Quote the data below in full, minus the images.

[Begin]

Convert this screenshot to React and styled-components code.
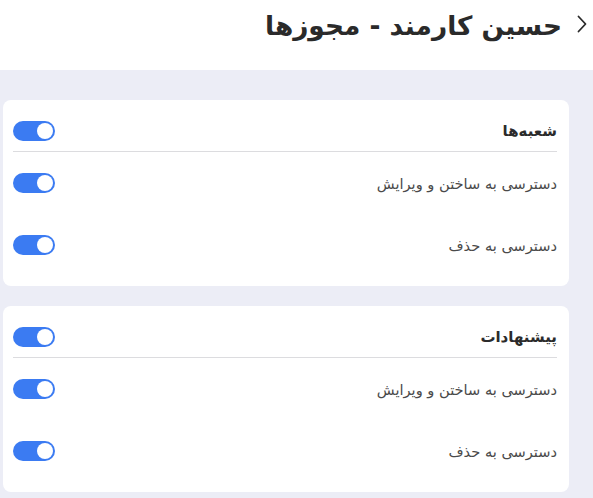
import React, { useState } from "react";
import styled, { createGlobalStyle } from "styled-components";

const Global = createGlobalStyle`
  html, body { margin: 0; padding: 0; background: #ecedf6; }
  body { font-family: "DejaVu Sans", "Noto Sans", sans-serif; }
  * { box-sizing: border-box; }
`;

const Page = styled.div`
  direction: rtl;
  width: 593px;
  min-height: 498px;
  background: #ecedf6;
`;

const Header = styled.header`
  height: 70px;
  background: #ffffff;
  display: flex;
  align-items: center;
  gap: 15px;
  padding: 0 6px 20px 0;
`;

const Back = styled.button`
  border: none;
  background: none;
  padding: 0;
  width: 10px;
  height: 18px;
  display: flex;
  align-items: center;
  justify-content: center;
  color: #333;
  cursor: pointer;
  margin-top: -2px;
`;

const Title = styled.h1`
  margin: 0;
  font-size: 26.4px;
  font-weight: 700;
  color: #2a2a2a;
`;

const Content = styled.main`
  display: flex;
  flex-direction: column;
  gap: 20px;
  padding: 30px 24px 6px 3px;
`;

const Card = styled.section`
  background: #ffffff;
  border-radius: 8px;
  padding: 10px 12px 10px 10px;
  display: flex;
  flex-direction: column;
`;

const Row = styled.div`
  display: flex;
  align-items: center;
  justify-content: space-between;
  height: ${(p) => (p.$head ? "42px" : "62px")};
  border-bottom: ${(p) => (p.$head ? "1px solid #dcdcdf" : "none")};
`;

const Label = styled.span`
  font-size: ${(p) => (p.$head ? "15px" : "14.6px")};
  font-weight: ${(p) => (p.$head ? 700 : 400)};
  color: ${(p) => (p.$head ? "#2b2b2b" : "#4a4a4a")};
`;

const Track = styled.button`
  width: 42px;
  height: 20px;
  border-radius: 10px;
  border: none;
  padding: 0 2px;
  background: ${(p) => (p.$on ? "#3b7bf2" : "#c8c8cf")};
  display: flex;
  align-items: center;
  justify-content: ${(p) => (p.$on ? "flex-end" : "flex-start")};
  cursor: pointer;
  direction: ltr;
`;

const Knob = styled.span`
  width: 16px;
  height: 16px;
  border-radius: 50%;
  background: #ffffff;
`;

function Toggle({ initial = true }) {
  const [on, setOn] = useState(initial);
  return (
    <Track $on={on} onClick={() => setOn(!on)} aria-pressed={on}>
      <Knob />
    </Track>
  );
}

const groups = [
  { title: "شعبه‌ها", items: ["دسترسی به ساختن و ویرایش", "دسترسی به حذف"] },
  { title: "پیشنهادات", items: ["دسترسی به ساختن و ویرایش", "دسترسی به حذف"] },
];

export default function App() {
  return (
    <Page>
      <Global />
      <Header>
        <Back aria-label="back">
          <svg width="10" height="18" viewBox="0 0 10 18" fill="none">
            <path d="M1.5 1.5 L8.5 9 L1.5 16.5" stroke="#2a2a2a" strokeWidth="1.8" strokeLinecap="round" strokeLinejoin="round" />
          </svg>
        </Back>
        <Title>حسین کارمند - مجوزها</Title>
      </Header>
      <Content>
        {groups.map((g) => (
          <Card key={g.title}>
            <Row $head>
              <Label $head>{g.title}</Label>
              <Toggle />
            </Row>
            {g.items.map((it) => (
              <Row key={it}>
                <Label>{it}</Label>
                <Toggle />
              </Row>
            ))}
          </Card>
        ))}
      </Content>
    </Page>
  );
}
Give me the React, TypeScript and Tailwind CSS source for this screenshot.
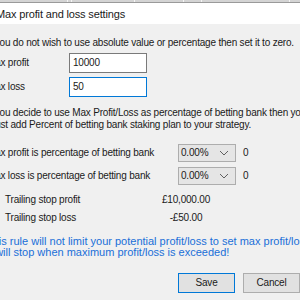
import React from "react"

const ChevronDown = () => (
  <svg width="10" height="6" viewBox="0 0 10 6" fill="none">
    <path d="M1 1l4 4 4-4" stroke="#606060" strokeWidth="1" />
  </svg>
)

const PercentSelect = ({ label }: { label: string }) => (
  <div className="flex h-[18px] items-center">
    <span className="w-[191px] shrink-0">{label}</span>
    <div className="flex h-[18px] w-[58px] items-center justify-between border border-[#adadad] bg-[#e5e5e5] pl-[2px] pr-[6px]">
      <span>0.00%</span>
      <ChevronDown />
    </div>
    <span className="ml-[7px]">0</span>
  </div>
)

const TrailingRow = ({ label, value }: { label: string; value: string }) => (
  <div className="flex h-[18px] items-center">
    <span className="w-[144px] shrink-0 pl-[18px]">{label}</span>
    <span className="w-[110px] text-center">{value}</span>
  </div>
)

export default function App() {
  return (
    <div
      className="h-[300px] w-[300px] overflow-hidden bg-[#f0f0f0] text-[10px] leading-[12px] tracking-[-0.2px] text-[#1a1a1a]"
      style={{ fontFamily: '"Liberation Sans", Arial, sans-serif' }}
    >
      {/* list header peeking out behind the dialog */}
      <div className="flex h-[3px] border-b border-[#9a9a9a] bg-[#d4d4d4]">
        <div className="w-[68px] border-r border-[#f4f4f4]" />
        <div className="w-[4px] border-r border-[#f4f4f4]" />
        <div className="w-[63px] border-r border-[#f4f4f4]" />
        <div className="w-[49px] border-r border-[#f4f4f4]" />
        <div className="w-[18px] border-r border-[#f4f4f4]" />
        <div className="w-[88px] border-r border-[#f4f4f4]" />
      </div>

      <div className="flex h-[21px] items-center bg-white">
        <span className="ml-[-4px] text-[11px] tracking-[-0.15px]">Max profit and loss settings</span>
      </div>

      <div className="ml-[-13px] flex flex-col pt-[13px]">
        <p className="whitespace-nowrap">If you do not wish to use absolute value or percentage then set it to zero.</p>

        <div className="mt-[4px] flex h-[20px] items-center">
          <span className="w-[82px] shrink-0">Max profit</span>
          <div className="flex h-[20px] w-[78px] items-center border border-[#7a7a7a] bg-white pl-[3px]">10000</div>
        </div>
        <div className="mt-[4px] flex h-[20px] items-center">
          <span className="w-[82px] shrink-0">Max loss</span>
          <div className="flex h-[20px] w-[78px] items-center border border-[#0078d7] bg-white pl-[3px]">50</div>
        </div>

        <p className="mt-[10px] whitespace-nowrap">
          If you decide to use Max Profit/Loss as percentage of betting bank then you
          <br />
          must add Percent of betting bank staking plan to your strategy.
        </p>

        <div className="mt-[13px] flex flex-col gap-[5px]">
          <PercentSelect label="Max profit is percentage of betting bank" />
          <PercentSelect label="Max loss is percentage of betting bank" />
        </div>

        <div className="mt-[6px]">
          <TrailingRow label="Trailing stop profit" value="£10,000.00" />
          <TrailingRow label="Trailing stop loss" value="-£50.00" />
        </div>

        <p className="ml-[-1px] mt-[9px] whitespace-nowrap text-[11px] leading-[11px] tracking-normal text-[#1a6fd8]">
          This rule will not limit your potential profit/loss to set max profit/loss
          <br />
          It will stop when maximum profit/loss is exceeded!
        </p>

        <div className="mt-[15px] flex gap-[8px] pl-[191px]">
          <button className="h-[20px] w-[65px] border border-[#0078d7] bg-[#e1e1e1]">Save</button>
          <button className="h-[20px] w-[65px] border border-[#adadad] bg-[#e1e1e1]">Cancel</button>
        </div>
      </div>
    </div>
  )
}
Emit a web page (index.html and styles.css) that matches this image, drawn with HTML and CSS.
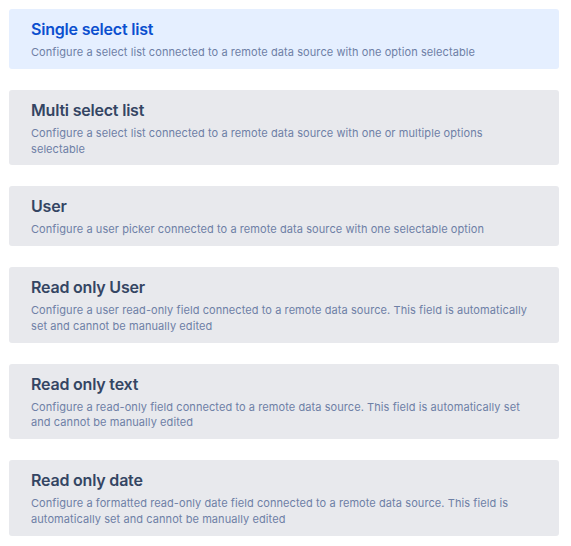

[End]

→ **Output for this exercise**:
Convert this screenshot to React and styled-components code.
import React, { useState } from "react";
import styled, { createGlobalStyle } from "styled-components";

const Global = createGlobalStyle`
  html, body { margin: 0; padding: 0; background: #ecedf6; }
  body { font-family: "DejaVu Sans", "Noto Sans", sans-serif; }
  * { box-sizing: border-box; }
`;

const Page = styled.div`
  direction: rtl;
  width: 593px;
  min-height: 498px;
  background: #ecedf6;
`;

const Header = styled.header`
  height: 70px;
  background: #ffffff;
  display: flex;
  align-items: center;
  gap: 15px;
  padding: 0 6px 20px 0;
`;

const Back = styled.button`
  border: none;
  background: none;
  padding: 0;
  width: 10px;
  height: 18px;
  display: flex;
  align-items: center;
  justify-content: center;
  color: #333;
  cursor: pointer;
  margin-top: -2px;
`;

const Title = styled.h1`
  margin: 0;
  font-size: 26.4px;
  font-weight: 700;
  color: #2a2a2a;
`;

const Content = styled.main`
  display: flex;
  flex-direction: column;
  gap: 20px;
  padding: 30px 24px 6px 3px;
`;

const Card = styled.section`
  background: #ffffff;
  border-radius: 8px;
  padding: 10px 12px 10px 10px;
  display: flex;
  flex-direction: column;
`;

const Row = styled.div`
  display: flex;
  align-items: center;
  justify-content: space-between;
  height: ${(p) => (p.$head ? "42px" : "62px")};
  border-bottom: ${(p) => (p.$head ? "1px solid #dcdcdf" : "none")};
`;

const Label = styled.span`
  font-size: ${(p) => (p.$head ? "15px" : "14.6px")};
  font-weight: ${(p) => (p.$head ? 700 : 400)};
  color: ${(p) => (p.$head ? "#2b2b2b" : "#4a4a4a")};
`;

const Track = styled.button`
  width: 42px;
  height: 20px;
  border-radius: 10px;
  border: none;
  padding: 0 2px;
  background: ${(p) => (p.$on ? "#3b7bf2" : "#c8c8cf")};
  display: flex;
  align-items: center;
  justify-content: ${(p) => (p.$on ? "flex-end" : "flex-start")};
  cursor: pointer;
  direction: ltr;
`;

const Knob = styled.span`
  width: 16px;
  height: 16px;
  border-radius: 50%;
  background: #ffffff;
`;

function Toggle({ initial = true }) {
  const [on, setOn] = useState(initial);
  return (
    <Track $on={on} onClick={() => setOn(!on)} aria-pressed={on}>
      <Knob />
    </Track>
  );
}

const groups = [
  { title: "شعبه‌ها", items: ["دسترسی به ساختن و ویرایش", "دسترسی به حذف"] },
  { title: "پیشنهادات", items: ["دسترسی به ساختن و ویرایش", "دسترسی به حذف"] },
];

export default function App() {
  return (
    <Page>
      <Global />
      <Header>
        <Back aria-label="back">
          <svg width="10" height="18" viewBox="0 0 10 18" fill="none">
            <path d="M1.5 1.5 L8.5 9 L1.5 16.5" stroke="#2a2a2a" strokeWidth="1.8" strokeLinecap="round" strokeLinejoin="round" />
          </svg>
        </Back>
        <Title>حسین کارمند - مجوزها</Title>
      </Header>
      <Content>
        {groups.map((g) => (
          <Card key={g.title}>
            <Row $head>
              <Label $head>{g.title}</Label>
              <Toggle />
            </Row>
            {g.items.map((it) => (
              <Row key={it}>
                <Label>{it}</Label>
                <Toggle />
              </Row>
            ))}
          </Card>
        ))}
      </Content>
    </Page>
  );
}
Give me the React, TypeScript and Tailwind CSS source for this screenshot.
import React from "react"

const ChevronDown = () => (
  <svg width="10" height="6" viewBox="0 0 10 6" fill="none">
    <path d="M1 1l4 4 4-4" stroke="#606060" strokeWidth="1" />
  </svg>
)

const PercentSelect = ({ label }: { label: string }) => (
  <div className="flex h-[18px] items-center">
    <span className="w-[191px] shrink-0">{label}</span>
    <div className="flex h-[18px] w-[58px] items-center justify-between border border-[#adadad] bg-[#e5e5e5] pl-[2px] pr-[6px]">
      <span>0.00%</span>
      <ChevronDown />
    </div>
    <span className="ml-[7px]">0</span>
  </div>
)

const TrailingRow = ({ label, value }: { label: string; value: string }) => (
  <div className="flex h-[18px] items-center">
    <span className="w-[144px] shrink-0 pl-[18px]">{label}</span>
    <span className="w-[110px] text-center">{value}</span>
  </div>
)

export default function App() {
  return (
    <div
      className="h-[300px] w-[300px] overflow-hidden bg-[#f0f0f0] text-[10px] leading-[12px] tracking-[-0.2px] text-[#1a1a1a]"
      style={{ fontFamily: '"Liberation Sans", Arial, sans-serif' }}
    >
      {/* list header peeking out behind the dialog */}
      <div className="flex h-[3px] border-b border-[#9a9a9a] bg-[#d4d4d4]">
        <div className="w-[68px] border-r border-[#f4f4f4]" />
        <div className="w-[4px] border-r border-[#f4f4f4]" />
        <div className="w-[63px] border-r border-[#f4f4f4]" />
        <div className="w-[49px] border-r border-[#f4f4f4]" />
        <div className="w-[18px] border-r border-[#f4f4f4]" />
        <div className="w-[88px] border-r border-[#f4f4f4]" />
      </div>

      <div className="flex h-[21px] items-center bg-white">
        <span className="ml-[-4px] text-[11px] tracking-[-0.15px]">Max profit and loss settings</span>
      </div>

      <div className="ml-[-13px] flex flex-col pt-[13px]">
        <p className="whitespace-nowrap">If you do not wish to use absolute value or percentage then set it to zero.</p>

        <div className="mt-[4px] flex h-[20px] items-center">
          <span className="w-[82px] shrink-0">Max profit</span>
          <div className="flex h-[20px] w-[78px] items-center border border-[#7a7a7a] bg-white pl-[3px]">10000</div>
        </div>
        <div className="mt-[4px] flex h-[20px] items-center">
          <span className="w-[82px] shrink-0">Max loss</span>
          <div className="flex h-[20px] w-[78px] items-center border border-[#0078d7] bg-white pl-[3px]">50</div>
        </div>

        <p className="mt-[10px] whitespace-nowrap">
          If you decide to use Max Profit/Loss as percentage of betting bank then you
          <br />
          must add Percent of betting bank staking plan to your strategy.
        </p>

        <div className="mt-[13px] flex flex-col gap-[5px]">
          <PercentSelect label="Max profit is percentage of betting bank" />
          <PercentSelect label="Max loss is percentage of betting bank" />
        </div>

        <div className="mt-[6px]">
          <TrailingRow label="Trailing stop profit" value="£10,000.00" />
          <TrailingRow label="Trailing stop loss" value="-£50.00" />
        </div>

        <p className="ml-[-1px] mt-[9px] whitespace-nowrap text-[11px] leading-[11px] tracking-normal text-[#1a6fd8]">
          This rule will not limit your potential profit/loss to set max profit/loss
          <br />
          It will stop when maximum profit/loss is exceeded!
        </p>

        <div className="mt-[15px] flex gap-[8px] pl-[191px]">
          <button className="h-[20px] w-[65px] border border-[#0078d7] bg-[#e1e1e1]">Save</button>
          <button className="h-[20px] w-[65px] border border-[#adadad] bg-[#e1e1e1]">Cancel</button>
        </div>
      </div>
    </div>
  )
}
Emit a web page (index.html and styles.css) that matches this image, drawn with HTML and CSS.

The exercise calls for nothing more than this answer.